Som Mittal just took over the NASSCOM presidency from Kiran Karnik, though he has been involved on the executive council of the organisation since its inception nearly two decades ago. Yes, NASSCOM is nearly twenty years old and this depth of experience at lobbying and pulling the entire industry together is something that many other countries look at with envy.
I wanted Som to explain exactly what NASSCOM does, as many of the readers of this blog will not be in India and may not have even heard of the organisation before we started blogging about it. Som started by setting the scene: “NASSCOM is a chamber of commerce or trade body representing the entire IT services industry. Most IT companies here in India are members of NASSCOM.” He then elaborated and described some of the key roles of the organisation: “I would say we have three broad roles. One is to ensure that we are influencing the environment in which our companies perform – in India or outside. The second objective is to ensure that our companies have the right enablers, such as the telecoms policy or providing inputs to our own industry in terms of what are the opportunities that are coming up in future – we do a lot of research. The third objective is to ensure that our companies are helping in the broad sweep of economic and societal development. That’s a broad definition and it always changes of course, but that’s where we are now.”
So, although it is a trade body representing the hi-tech services industry in India, their remit extends far beyond just commercial pressures. I asked Som about some past activities, such as creating an international trust in Indian IT and he agreed that this was a former role, though is less required now India has built a stable reputation for quality. He said: “Our role keeps changing. At one time we were focused on branding India. There was a time when India was not known for high quality in anything and we had to build the India Inc brand, but that’s behind us now.” He adds: “What is important now is that the world has to get the right perception. There are things happening that might raise concerns about recession, currency, data security, competitiveness, and similarly in our own environment we need to keep on working on trying to ensure that IT is a preferred employer.”
And of course, talent surfaced once more as the most important concern for the industry in India: “The most significant thing we are working on at present is to ensure that there is a continuous supply of people. This industry is all about high quality resource and the industry has experienced such huge growth, something like a continuous 30 per cent growth rate each year, so we actually need to change the paradigm to cope with non-linear growth. We are investing so much in training and development at our end in the industry so the question is can some of this training be pushed back to the colleges? What we need is to move from trainable people to employable people when they leave the colleges.”
Som acknowledged that there are some issues with the education system churning out people who cannot enter the workforce, and are not even good enough to be trained by the private sector: “In the short term we have no shortage of graduates, but we only ever address about 30 per cent of them as 70 per cent are not even trainable. So we are focusing on determining what are the issues that make it difficult to train these people, so we can improve the numbers we address.”

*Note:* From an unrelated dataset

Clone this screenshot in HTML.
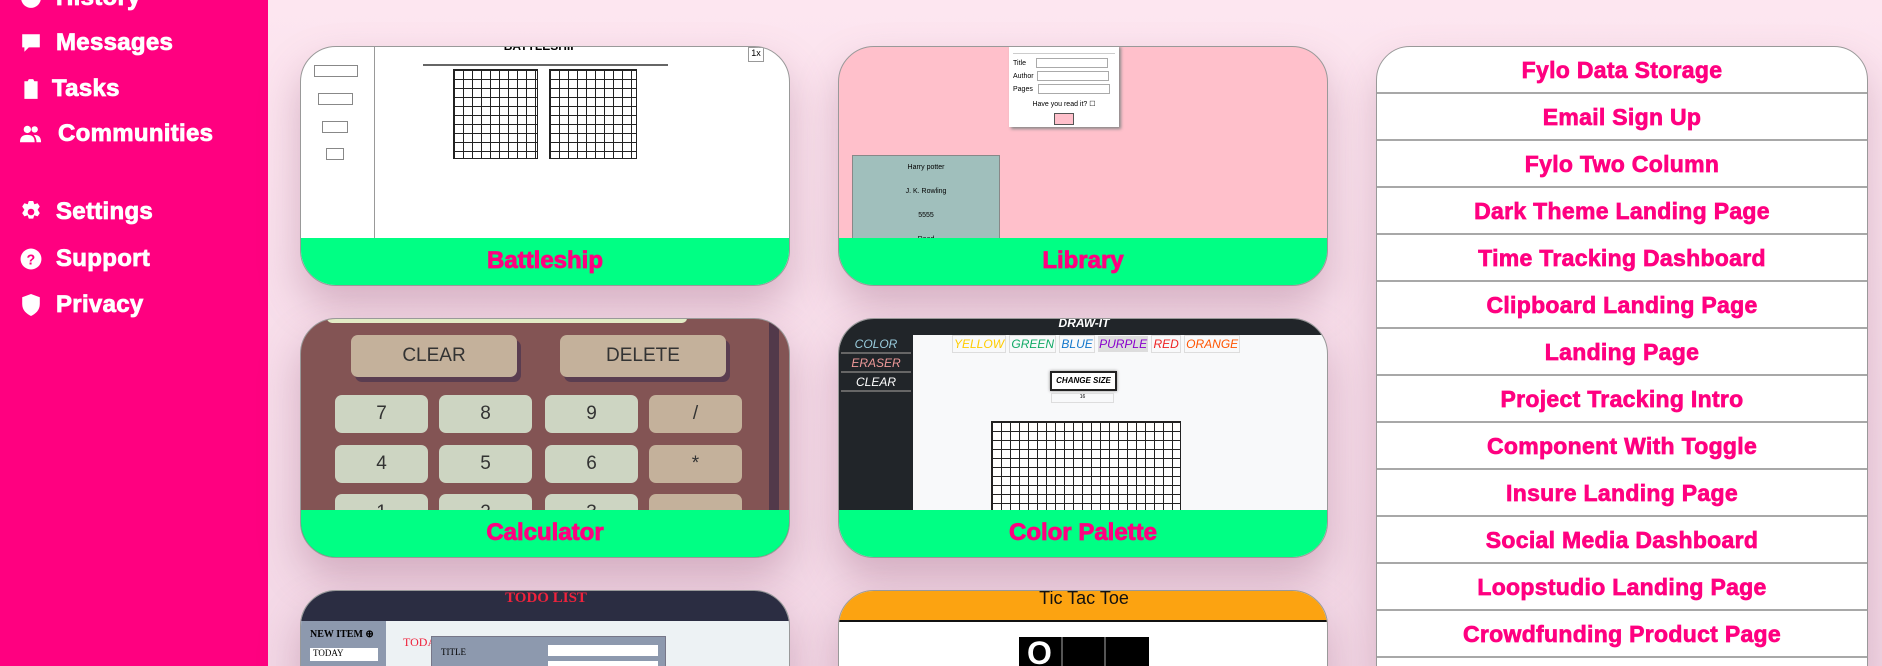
<!DOCTYPE html>
<html><head><meta charset="utf-8">
<style>
*{box-sizing:border-box;margin:0;padding:0}
html{width:1882px;height:666px;overflow:hidden}
body{width:1882px;height:666px;overflow:hidden;background:linear-gradient(180deg,#fde6f0 0%,#f6dce9 60%,#f3d8e6 100%);font-family:"Liberation Sans",sans-serif;position:relative}
.side{position:absolute;left:0;top:0;width:268px;height:666px;background:#ff0080}
.nav{position:absolute;left:20px;color:#fff;font-weight:bold;font-size:24px;display:flex;align-items:center;gap:14px;letter-spacing:.3px;-webkit-text-stroke:0.8px #fff}
.nav svg{width:22px;height:22px;fill:#fff}
.card{position:absolute;width:490px;height:240px;border-radius:36px;overflow:hidden;border:1px solid #999;background:#fff;box-shadow:0 20px 40px rgba(150,90,120,.35)}
.foot{position:absolute;left:0;right:0;bottom:0;height:47px;background:#00ff84;color:#ff0080;font-weight:bold;font-size:24px;text-align:center;line-height:45px;-webkit-text-stroke:0.8px #ff0080}
.ab{position:absolute}
.list{position:absolute;left:1376px;top:46px;width:492px;height:640px;background:#fff;border:1px solid #999;border-radius:34px 34px 0 0;overflow:hidden;box-shadow:0 20px 40px rgba(150,90,120,.3)}
.row{height:47px;border-bottom:2px solid #a8a8a8;color:#ff0080;font-weight:bold;font-size:23px;text-align:center;line-height:46px;letter-spacing:.3px;-webkit-text-stroke:0.7px #ff0080}
.grid{position:absolute;background-color:#fff;background-image:linear-gradient(#222 1px,transparent 1px),linear-gradient(90deg,#222 1px,transparent 1px);background-size:9px 9px;border:1px solid #222}
.cb{position:absolute;background:#cdd5c2;border-radius:7px;font-size:19px;color:#333;text-align:center;line-height:38px}
</style></head><body>
<div class="side">
<div class="nav" style="top:-16px"><svg viewBox="0 0 20 20"><circle cx="10" cy="10" r="9"/></svg>History</div>
<div class="nav" style="top:29px"><svg viewBox="0 0 20 20"><path d="M2 2h16v12H8l-4 4v-4H2z"/></svg>Messages</div>
<div class="nav" style="top:75px;gap:10px"><svg viewBox="0 0 20 20"><path d="M4 3h3l1-2h4l1 2h3v16H4z"/></svg>Tasks</div>
<div class="nav" style="top:120px;gap:16px"><svg viewBox="0 0 24 20"><circle cx="8" cy="5" r="4"/><circle cx="16" cy="5" r="3.5"/><path d="M0 19c0-6 3-8 8-8s8 2 8 8zM15 11c5 0 8 2 8 8h-5c0-3-1-6-3-8z"/></svg>Communities</div>
<div class="nav" style="top:198px"><svg viewBox="0 0 20 20"><path d="M8 0h4l1 3 3-1 2 3-2 3 2 3-2 3-3-1-1 3H8l-1-3-3 1-2-3 2-3-2-3 2-3 3 1z"/><circle cx="10" cy="10" r="3" fill="#ff0080"/></svg>Settings</div>
<div class="nav" style="top:245px"><svg viewBox="0 0 20 20"><circle cx="10" cy="10" r="9.5"/><text x="10" y="15" font-size="13" font-weight="bold" text-anchor="middle" fill="#ff0080" font-family="Liberation Sans">?</text></svg>Support</div>
<div class="nav" style="top:291px"><svg viewBox="0 0 20 20"><path d="M10 0l8 3v6c0 6-4 9-8 11-4-2-8-5-8-11V3z"/></svg>Privacy</div>
</div>

<!-- Battleship -->
<div class="card" style="left:300px;top:46px">
<div class="ab" style="left:73px;top:0;width:1px;height:200px;background:#999"></div>
<div class="ab" style="left:122px;top:17px;width:245px;height:2px;background:#666"></div>
<div class="ab" style="left:160px;top:-8px;width:160px;font-size:12px;font-weight:bold;text-align:center">BATTLESHIP</div>
<div class="grid" style="left:152px;top:22px;width:85px;height:90px"></div>
<div class="grid" style="left:248px;top:22px;width:88px;height:90px"></div>
<div class="ab" style="left:447px;top:0;width:16px;height:15px;border:1px solid #999;font-size:9px;text-align:center">1x</div>
<div class="ab" style="left:13px;top:18px;width:44px;height:12px;border:1px solid #888"></div>
<div class="ab" style="left:17px;top:46px;width:35px;height:12px;border:1px solid #888"></div>
<div class="ab" style="left:21px;top:74px;width:26px;height:12px;border:1px solid #888"></div>
<div class="ab" style="left:25px;top:101px;width:18px;height:12px;border:1px solid #888"></div>
<div class="foot">Battleship</div></div>

<!-- Library -->
<div class="card" style="left:838px;top:46px;background:#ffc0cb">
<div class="ab" style="left:170px;top:-2px;width:110px;height:82px;background:#fff;box-shadow:2px 2px 3px #888;font-size:7px;padding:8px 4px">
<div style="border-top:1px solid #ccc;margin-bottom:4px"></div>
<div>Title <span style="display:inline-block;width:72px;height:10px;border:1px solid #aaa;margin-left:8px;vertical-align:middle"></span></div>
<div style="margin-top:3px">Author <span style="display:inline-block;width:72px;height:10px;border:1px solid #aaa;margin-left:1px;vertical-align:middle"></span></div>
<div style="margin-top:3px">Pages <span style="display:inline-block;width:72px;height:10px;border:1px solid #aaa;margin-left:3px;vertical-align:middle"></span></div>
<div style="text-align:center;margin-top:6px">Have you read it? ☐</div>
<div style="margin:5px auto 0;width:20px;height:12px;background:#ffc0cb;border:1px solid #555"></div></div>
<div class="ab" style="left:13px;top:108px;width:148px;height:90px;background:#a0bfbc;border:1px solid #888;font-size:7px;text-align:center;line-height:24px">Harry potter<br>J. K. Rowling<br>5555<br>Read</div>
<div class="foot">Library</div></div>

<!-- Calculator -->
<div class="card" style="left:300px;top:318px;background:#835454">
<div class="ab" style="left:26px;top:-2px;width:360px;height:6px;background:#e1ebc5;border-radius:0 0 5px 5px"></div>
<div class="ab" style="left:468px;top:0;width:10px;height:200px;background:#52394a"></div>
<div class="ab" style="left:50px;top:16px;width:166px;height:42px;background:#c4b19b;border-radius:7px;box-shadow:4px 5px 0 #5a3d50;font-size:19px;color:#333;text-align:center;line-height:42px">CLEAR</div>
<div class="ab" style="left:259px;top:16px;width:166px;height:42px;background:#c4b19b;border-radius:7px;box-shadow:4px 5px 0 #5a3d50;font-size:19px;color:#333;text-align:center;line-height:42px">DELETE</div>
<div class="cb" style="left:34px;top:76px;width:93px;height:38px">7</div>
<div class="cb" style="left:138px;top:76px;width:93px;height:38px">8</div>
<div class="cb" style="left:244px;top:76px;width:93px;height:38px">9</div>
<div class="cb" style="left:348px;top:76px;width:93px;height:38px;background:#c4b19b">/</div>
<div class="cb" style="left:34px;top:126px;width:93px;height:38px">4</div>
<div class="cb" style="left:138px;top:126px;width:93px;height:38px">5</div>
<div class="cb" style="left:244px;top:126px;width:93px;height:38px">6</div>
<div class="cb" style="left:348px;top:126px;width:93px;height:38px;background:#c4b19b">*</div>
<div class="cb" style="left:34px;top:175px;width:93px;height:38px">1</div>
<div class="cb" style="left:138px;top:175px;width:93px;height:38px">2</div>
<div class="cb" style="left:244px;top:175px;width:93px;height:38px">3</div>
<div class="cb" style="left:348px;top:175px;width:93px;height:38px;background:#c4b19b"></div>
<div class="foot">Calculator</div></div>

<!-- Color Palette -->
<div class="card" style="left:838px;top:318px;background:#f8f9fa">
<div class="ab" style="left:0;top:0;width:490px;height:16px;background:#212529;color:#fff;font-size:12px;font-style:italic;font-weight:bold;text-align:center;line-height:8px">DRAW-IT</div>
<div class="ab" style="left:0;top:16px;width:74px;height:184px;background:#212529"></div>
<div class="ab" style="left:2px;top:18px;width:70px;height:17px;border-bottom:2px solid #666;color:#9cd;font-size:12px;font-style:italic;text-align:center">COLOR</div>
<div class="ab" style="left:2px;top:37px;width:70px;height:17px;border-bottom:2px solid #666;color:#e99;font-size:12px;font-style:italic;text-align:center">ERASER</div>
<div class="ab" style="left:2px;top:56px;width:70px;height:17px;border-bottom:2px solid #666;color:#fff;font-size:12px;font-style:italic;text-align:center">CLEAR</div>
<div class="ab" style="left:113px;top:18px;font-size:12px;font-style:italic;white-space:nowrap"><span style="color:#fc0;border:1px solid #ddd;padding:1px">YELLOW</span> <span style="color:#1a6;border:1px solid #ddd;padding:1px">GREEN</span> <span style="color:#17c;border:1px solid #ddd;padding:1px">BLUE</span> <span style="color:#80c;background:#ddd;padding:1px">PURPLE</span> <span style="color:#e22;border:1px solid #ddd;padding:1px">RED</span> <span style="color:#f50;border:1px solid #ddd;padding:1px">ORANGE</span></div>
<div class="ab" style="left:211px;top:52px;width:67px;height:20px;border:2px solid #222;background:#fff;font-size:8px;font-style:italic;font-weight:bold;text-align:center;line-height:16px;box-shadow:0 0 3px #888">CHANGE SIZE</div>
<div class="ab" style="left:212px;top:74px;width:63px;height:10px;border:1px solid #ddd;font-size:5px;text-align:center">16</div>
<div class="grid" style="left:152px;top:102px;width:190px;height:110px"></div>
<div class="foot">Color Palette</div></div>

<!-- Todo -->
<div class="card" style="left:300px;top:590px;background:#edf2f4">
<div class="ab" style="left:0;top:0;width:490px;height:30px;background:#2b2d42;color:#ef233c;font-family:'Liberation Serif',serif;font-weight:bold;font-size:15px;text-align:center;line-height:14px">TODO LIST</div>
<div class="ab" style="left:0;top:30px;width:85px;height:60px;background:#8d99ae"></div>
<div class="ab" style="left:9px;top:38px;font-family:'Liberation Serif',serif;font-size:10px;font-weight:bold">NEW ITEM ⊕</div>
<div class="ab" style="left:9px;top:57px;width:68px;height:13px;background:#fff;font-family:'Liberation Serif',serif;font-size:9px;padding-left:3px">TODAY</div>
<div class="ab" style="left:102px;top:44px;color:#ef233c;font-family:'Liberation Serif',serif;font-size:12px">TODAY</div>
<div class="ab" style="left:130px;top:45px;width:235px;height:40px;background:#8d99ae;border:1px solid #778"></div>
<div class="ab" style="left:140px;top:56px;font-family:'Liberation Serif',serif;font-size:9px">TITLE</div>
<div class="ab" style="left:247px;top:54px;width:110px;height:11px;background:#fff"></div>
<div class="ab" style="left:247px;top:70px;width:110px;height:11px;background:#fff"></div>
</div>

<!-- Tic Tac Toe -->
<div class="card" style="left:838px;top:590px">
<div class="ab" style="left:0;top:0;width:490px;height:31px;background:#fca311;border-bottom:2px solid #111;font-size:18px;text-align:center;line-height:14px;color:#111">Tic Tac Toe</div>
<div class="ab" style="left:180px;top:46px;width:130px;height:40px;background:#000"></div>
<div class="ab" style="left:222px;top:46px;width:2px;height:40px;background:#555"></div>
<div class="ab" style="left:265px;top:46px;width:2px;height:40px;background:#555"></div>
<div class="ab" style="left:188px;top:44px;color:#fff;font-size:32px;font-weight:bold">O</div>
</div>

<div class="list">
<div class="row">Fylo Data Storage</div>
<div class="row">Email Sign Up</div>
<div class="row">Fylo Two Column</div>
<div class="row">Dark Theme Landing Page</div>
<div class="row">Time Tracking Dashboard</div>
<div class="row">Clipboard Landing Page</div>
<div class="row">Landing Page</div>
<div class="row">Project Tracking Intro</div>
<div class="row">Component With Toggle</div>
<div class="row">Insure Landing Page</div>
<div class="row">Social Media Dashboard</div>
<div class="row">Loopstudio Landing Page</div>
<div class="row">Crowdfunding Product Page</div>
<div class="row">&nbsp;</div>
</div>
</body></html>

Of course, everyone at Steria is interested in the development of business across Europe and why most business relationships from India seem to be with UK or USA based customers. Som explained: “As the Indian IT market started developing, the US was obviously the biggest target because it was large, there was the financial services market, it was English-speaking and there was plenty of low-hanging fruit as well as a good exchange of information about the market through students from India going to the US. It’s true that the companies in Europe really do have the same needs as the US. It’s not really about outsourcing though; it’s about the changing demographics in the world. For whatever reason, populations are aging, working life is getting longer, and the world in general is looking for resource. It’s true that India’s large population was once considered to be a burden and it is now becoming a huge source of resource. Human resource is going to be as important as any natural resource in future.” Som believes that in IT services, language only plays a part in certain parts of the value chain: “When it comes to Europe, the first issue is that they [Indian companies] have not been used to it. Language was also a barrier, but if you take anything in IT and then take the top two layers out then it is English. It doesn’t matter. Technology does not have a language barrier. The language issues all come in the business layer. We are really pleased to see about ten per cent of revenue in this industry in India coming from continental Europe. There are many areas in Europe where shortages of particular skills means that companies can work with India, such as in various areas of design capabilities.”
I asked Som about some of the challenges ahead in his new role and he immediately recalled some of the difficulties of the recent past: “It’s been an interesting move. I was the chairman in 2003/2004 and we had huge issues at that time because of the anti-offshoring sentiment in the US, due to the presidential election that year. I have been a member of the executive council all these years as well so I have always been a part of the governing body, but I decided I wanted to do something more with my life and on a larger canvas. So I quit my job with Hewlett Packard to come to NASSCOM.” Som adds a great summary of the organisation: “NASSCOM is an amazing organisation. We are a small group of people but we unite the entire industry. The challenges are varied and huge, so we have to pick the ones where we can have the most influence. I am looking forward to this term. It is similar to the role of a senior executive, where you spend time influencing, except I am doing it with a country and many companies.”
NASSCOM is clearly in safe hands with someone who could not be more enthusiastic about his new role. Kiran Karnik casts a large shadow, but Som has been involved with the organisation since the beginning and knows the industry inside out. This blog wishes him every success in his new role.